Recente (2006) è anche la pellicola che ha dato vita a una trilogia, Hatchet di Adam Green. Hatchet riprende il grumo alla base di Cropsey e ne inverte i fattori. Qui è il padre a morire, dopo aver inavvertitamente sfigurato con l’ascia un figlio (Victor Crowley) già deforme e bersagliato dalla cattiveria degli altri bambini. Victor muore e risorge, divenendo uomo mostro tangibile e, al contempo, indistruttibile. Anche l’elemento del fuoco è ben presente, in quanto tutto inizia quando un gruppo di giovani appicca le fiamme alla baracca in mezzo ai boschi dove vivono i Crowley. L’ambientazione si sposta in una melmosa Louisiana impreziosita da un cast stellare (Tony Todd, Robert Englund, Kane Hodder) e i trucchi gore di John Carl Buechler. Adam Green gioca bene le carte e confeziona un film che parte già come un classico ma ha dalla sua l’autoironia e la leggerezza tipica di molti slasher post Scream.

Altro titolo da segnalare è il bel documentario Cropsey (2009) di Joshua Zeman & Barbara Brancaccio, scritto dallo stesso Zeman e fotografato splendidamente da Chad Davidson. Il documentario cerca di trovare delle radici reali alla base della leggenda urbana dell’uomo nero dei boschi e si concentra su 5 scomparse di minori nello Staten Island di N.Y. tra il 1970 e il 1980. Le scomparse e le uccisioni vengono ricondotte intorno a un fatiscente e inquietante istituto abbandonato per minori con gravi malformazioni. Nel documentario l’uomo nero ha un nome e un volto e, pur discostandosi dall’oralità fantastica del Cropsey di Haring & Breslerman, è altrettanto, se non più, disturbante.
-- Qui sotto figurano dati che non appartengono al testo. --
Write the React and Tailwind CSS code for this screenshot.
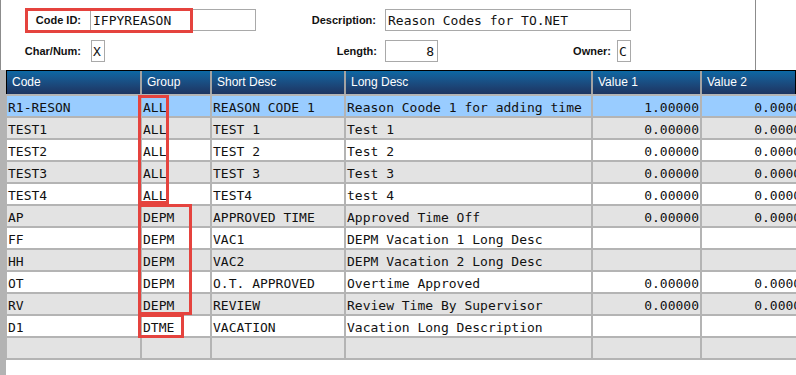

Ciò che colpisce maggiormente nell’opera di Zeman & Brancaccio è l’aver colto (attraverso immagini di repertorio, articoli di giornale e sequenze puramente atmosferiche in cui la videocamera riprende porzioni di boschi o il Willowbrook Mental Institution abbandonato, evocando scene di un film slasher mai girato e più inquietante di ogni altro) l’evidente impatto che la leggenda di Cropsey ha, in ogni variante, sui minori, sulla loro educazione e i loro traumi.